> [What the task requires] Starting at the first line of the data, print each line verbatim up to and including the line bearing "1l8 8M9 1l-8", omitting pictures.

> [Data provided]

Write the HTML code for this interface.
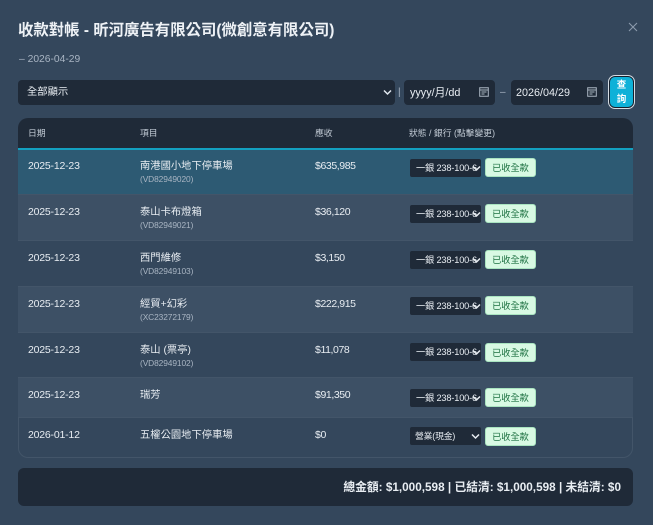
<!DOCTYPE html>
<html lang="zh-Hant">
<head>
<meta charset="utf-8">
<title>收款對帳</title>
<style>
html,body{margin:0;padding:0;width:653px;height:525px;overflow:hidden;background:#34475c}
body{position:relative;font-family:"Liberation Sans","Noto Sans CJK TC",sans-serif;color:#e2e8f0}
.a{position:absolute;white-space:nowrap}
.ctl{position:absolute;background:#1f2a38;border-radius:4px;height:25px;top:80px}
.row{position:absolute;left:18px;width:615px;box-sizing:border-box;border-bottom:1px solid #435569}
.d{position:absolute;left:10px;top:10px;font-size:10.5px;line-height:14px;letter-spacing:-.2px;color:#e8edf2}
.n{position:absolute;left:122px;top:11px;font-size:10.3px;line-height:14px;color:#e8edf2}
.c{position:absolute;left:122px;top:24px;font-size:8.4px;line-height:12px;color:#a9b5c3;letter-spacing:-.1px}
.m{position:absolute;left:297px;top:10px;font-size:10.5px;line-height:14px;letter-spacing:-.4px;color:#e8edf2}
.s{position:absolute;left:392px;top:10px;width:71px;height:18px;background:#1f2a38;border-radius:2px;overflow:hidden;font-size:9.2px;letter-spacing:-.15px;line-height:19px;color:#e8edf2;text-indent:6px;white-space:nowrap}
.s svg{position:absolute;left:62px;top:6px;text-indent:0}
.b{position:absolute;left:467px;top:9px;width:51px;height:19px;box-sizing:border-box;background:#d8f9e3;border:1px solid #a9e4c0;border-radius:3px;font-size:9.2px;line-height:18px;text-align:center;color:#1c7040}
.th{position:absolute;top:127px;font-size:8.8px;line-height:13px;color:#c3ccd6}
.r1 .d,.r1 .m{top:9px}
.r1 .n{top:10px}
.r1 .c{top:23px}
.r1 .s{top:9px}
.r1 .b{top:8px}
</style>
</head>
<body>
<div class="a" style="left:18px;top:21px;font-size:15.4px;line-height:20px;font-weight:700;color:#eef2f6">收款對帳 - 昕河廣告有限公司(微創意有限公司)</div>
<div class="a" style="left:19px;top:53px;font-size:10.3px;line-height:14px;color:#a9b5c3">– 2026-04-29</div>
<svg class="a" style="left:628px;top:22px" width="10" height="10" viewBox="0 0 10 10"><path d="M1 1l8 8M9 1l-8 8" stroke="#8c9bad" stroke-width="1.100" fill="none"/></svg>

<div class="ctl" style="left:18px;width:377px"><span class="a" style="left:9px;top:5px;font-size:10.3px;line-height:16px;color:#e8edf2">全部顯示</span>
<svg class="a" style="left:365px;top:9px" width="9" height="7" viewBox="0 0 9 7"><path d="M1 1.500l3.500 3.500 3.500-3.500" stroke="#e2e8f0" stroke-width="1.500" fill="none"/></svg></div>
<div class="a" style="left:398px;top:86px;font-size:10px;line-height:14px;color:#a9b5c3">|</div>
<div class="ctl" style="left:404px;width:91px"><span class="a" style="left:6px;top:5px;font-size:10.8px;line-height:16px;color:#e8edf2">yyyy/月/dd</span>
<svg class="a" style="left:75px;top:7px" width="10" height="10" viewBox="0 0 10 10"><path d="M.7.700h8.600v8.600h-8.600zM.7 3h8.600M2.500 5h5M2.500 7h3" stroke="#aab5c1" stroke-width="1" fill="none"/></svg></div>
<div class="a" style="left:500px;top:86px;font-size:10px;line-height:14px;color:#a9b5c3">–</div>
<div class="ctl" style="left:511px;width:92px"><span class="a" style="left:5px;top:5px;font-size:10.8px;line-height:16px;color:#e8edf2">2026/04/29</span>
<svg class="a" style="left:76px;top:7px" width="10" height="10" viewBox="0 0 10 10"><path d="M.7.700h8.600v8.600h-8.600zM.7 3h8.600M2.500 5h5M2.500 7h3" stroke="#aab5c1" stroke-width="1" fill="none"/></svg></div>
<div class="a" style="left:609px;top:76px;width:25px;height:32px;box-sizing:border-box;background:#0eb1d8;border:1px solid #16202c;outline:1px solid #d5dce3;border-radius:6px;color:#fff;font-size:9.5px;font-weight:700;line-height:14px;text-align:center;padding-top:2px;white-space:normal">查<br>詢</div>

<div class="a" style="left:18px;top:118px;width:615px;height:340px;border-radius:10px;overflow:hidden;background:#34475c">
  <div class="a" style="left:0;top:0;width:615px;height:30px;background:#1f2a38"></div>
  <div class="a" style="left:0;top:30px;width:615px;height:2px;background:#13a0c0"></div>
</div>
<div class="th" style="left:28px">日期</div>
<div class="th" style="left:140px">項目</div>
<div class="th" style="left:315px">應收</div>
<div class="th" style="left:409px">狀態 / 銀行 (點擊變更)</div>

<div class="row r1" style="top:150px;height:45px;background:#2d5a73"><div class="d">2025-12-23</div><div class="n">南港國小地下停車場</div><div class="c">(VD82949020)</div><div class="m">$635,985</div><div class="s">一銀 238-100-6<svg width="9" height="7" viewBox="0 0 9 7"><path d="M1 1.500l3.500 3.500 3.500-3.500" stroke="#e8edf2" stroke-width="1.500" fill="none"/></svg></div><div class="b">已收全款</div></div>
<div class="row" style="top:195px;height:46px;background:#3d5065"><div class="d">2025-12-23</div><div class="n">泰山卡布燈箱</div><div class="c">(VD82949021)</div><div class="m">$36,120</div><div class="s">一銀 238-100-6<svg width="9" height="7" viewBox="0 0 9 7"><path d="M1 1.500l3.500 3.500 3.500-3.500" stroke="#e8edf2" stroke-width="1.500" fill="none"/></svg></div><div class="b">已收全款</div></div>
<div class="row" style="top:241px;height:46px;background:#34475c"><div class="d">2025-12-23</div><div class="n">西門維修</div><div class="c">(VD82949103)</div><div class="m">$3,150</div><div class="s">一銀 238-100-6<svg width="9" height="7" viewBox="0 0 9 7"><path d="M1 1.500l3.500 3.500 3.500-3.500" stroke="#e8edf2" stroke-width="1.500" fill="none"/></svg></div><div class="b">已收全款</div></div>
<div class="row" style="top:287px;height:46px;background:#3d5065"><div class="d">2025-12-23</div><div class="n">經貿+幻彩</div><div class="c">(XC23272179)</div><div class="m">$222,915</div><div class="s">一銀 238-100-6<svg width="9" height="7" viewBox="0 0 9 7"><path d="M1 1.500l3.500 3.500 3.500-3.500" stroke="#e8edf2" stroke-width="1.500" fill="none"/></svg></div><div class="b">已收全款</div></div>
<div class="row" style="top:333px;height:45px;background:#34475c"><div class="d">2025-12-23</div><div class="n">泰山 (票亭)</div><div class="c">(VD82949102)</div><div class="m">$11,078</div><div class="s">一銀 238-100-6<svg width="9" height="7" viewBox="0 0 9 7"><path d="M1 1.500l3.500 3.500 3.500-3.500" stroke="#e8edf2" stroke-width="1.500" fill="none"/></svg></div><div class="b" style="top:10px">已收全款</div></div>
<div class="row" style="top:378px;height:40px;background:#3d5065"><div class="d">2025-12-23</div><div class="n">瑞芳</div><div class="m">$91,350</div><div class="s" style="top:11px">一銀 238-100-6<svg width="9" height="7" viewBox="0 0 9 7"><path d="M1 1.500l3.500 3.500 3.500-3.500" stroke="#e8edf2" stroke-width="1.500" fill="none"/></svg></div><div class="b" style="top:10px">已收全款</div></div>
<div class="row" style="top:418px;height:40px;background:#34475c;border-radius:0 0 10px 10px;border:1px solid #435569;border-top:0"><div class="d" style="left:9px">2026-01-12</div><div class="n" style="left:121px">五權公園地下停車場</div><div class="m" style="left:296px">$0</div><div class="s" style="left:391px;top:9px;text-indent:5px;font-size:8.8px">營業(現金)<svg style="left:61px" width="9" height="7" viewBox="0 0 9 7"><path d="M1 1.500l3.500 3.500 3.500-3.500" stroke="#e8edf2" stroke-width="1.500" fill="none"/></svg></div><div class="b" style="left:466px;top:9px">已收全款</div></div>

<div class="a" style="left:18px;top:468px;width:615px;height:38px;background:#1f2a38;border-radius:6px"></div>
<div class="a" style="right:32px;top:480px;font-size:11.75px;line-height:15px;font-weight:700;color:#e8edf2">總金額: $1,000,598 | 已結清: $1,000,598 | 未結清: $0</div>
</body>
</html>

> [Finished exercise]
Write the HTML code for this interface.
<!DOCTYPE html>
<html lang="zh-Hant">
<head>
<meta charset="utf-8">
<title>收款對帳</title>
<style>
html,body{margin:0;padding:0;width:653px;height:525px;overflow:hidden;background:#34475c}
body{position:relative;font-family:"Liberation Sans","Noto Sans CJK TC",sans-serif;color:#e2e8f0}
.a{position:absolute;white-space:nowrap}
.ctl{position:absolute;background:#1f2a38;border-radius:4px;height:25px;top:80px}
.row{position:absolute;left:18px;width:615px;box-sizing:border-box;border-bottom:1px solid #435569}
.d{position:absolute;left:10px;top:10px;font-size:10.5px;line-height:14px;letter-spacing:-.2px;color:#e8edf2}
.n{position:absolute;left:122px;top:11px;font-size:10.3px;line-height:14px;color:#e8edf2}
.c{position:absolute;left:122px;top:24px;font-size:8.4px;line-height:12px;color:#a9b5c3;letter-spacing:-.1px}
.m{position:absolute;left:297px;top:10px;font-size:10.5px;line-height:14px;letter-spacing:-.4px;color:#e8edf2}
.s{position:absolute;left:392px;top:10px;width:71px;height:18px;background:#1f2a38;border-radius:2px;overflow:hidden;font-size:9.2px;letter-spacing:-.15px;line-height:19px;color:#e8edf2;text-indent:6px;white-space:nowrap}
.s svg{position:absolute;left:62px;top:6px;text-indent:0}
.b{position:absolute;left:467px;top:9px;width:51px;height:19px;box-sizing:border-box;background:#d8f9e3;border:1px solid #a9e4c0;border-radius:3px;font-size:9.2px;line-height:18px;text-align:center;color:#1c7040}
.th{position:absolute;top:127px;font-size:8.8px;line-height:13px;color:#c3ccd6}
.r1 .d,.r1 .m{top:9px}
.r1 .n{top:10px}
.r1 .c{top:23px}
.r1 .s{top:9px}
.r1 .b{top:8px}
</style>
</head>
<body>
<div class="a" style="left:18px;top:21px;font-size:15.4px;line-height:20px;font-weight:700;color:#eef2f6">收款對帳 - 昕河廣告有限公司(微創意有限公司)</div>
<div class="a" style="left:19px;top:53px;font-size:10.3px;line-height:14px;color:#a9b5c3">– 2026-04-29</div>
<svg class="a" style="left:628px;top:22px" width="10" height="10" viewBox="0 0 10 10"><path d="M1 1l8 8M9 1l-8 8" stroke="#8c9bad" stroke-width="1.100" fill="none"/></svg>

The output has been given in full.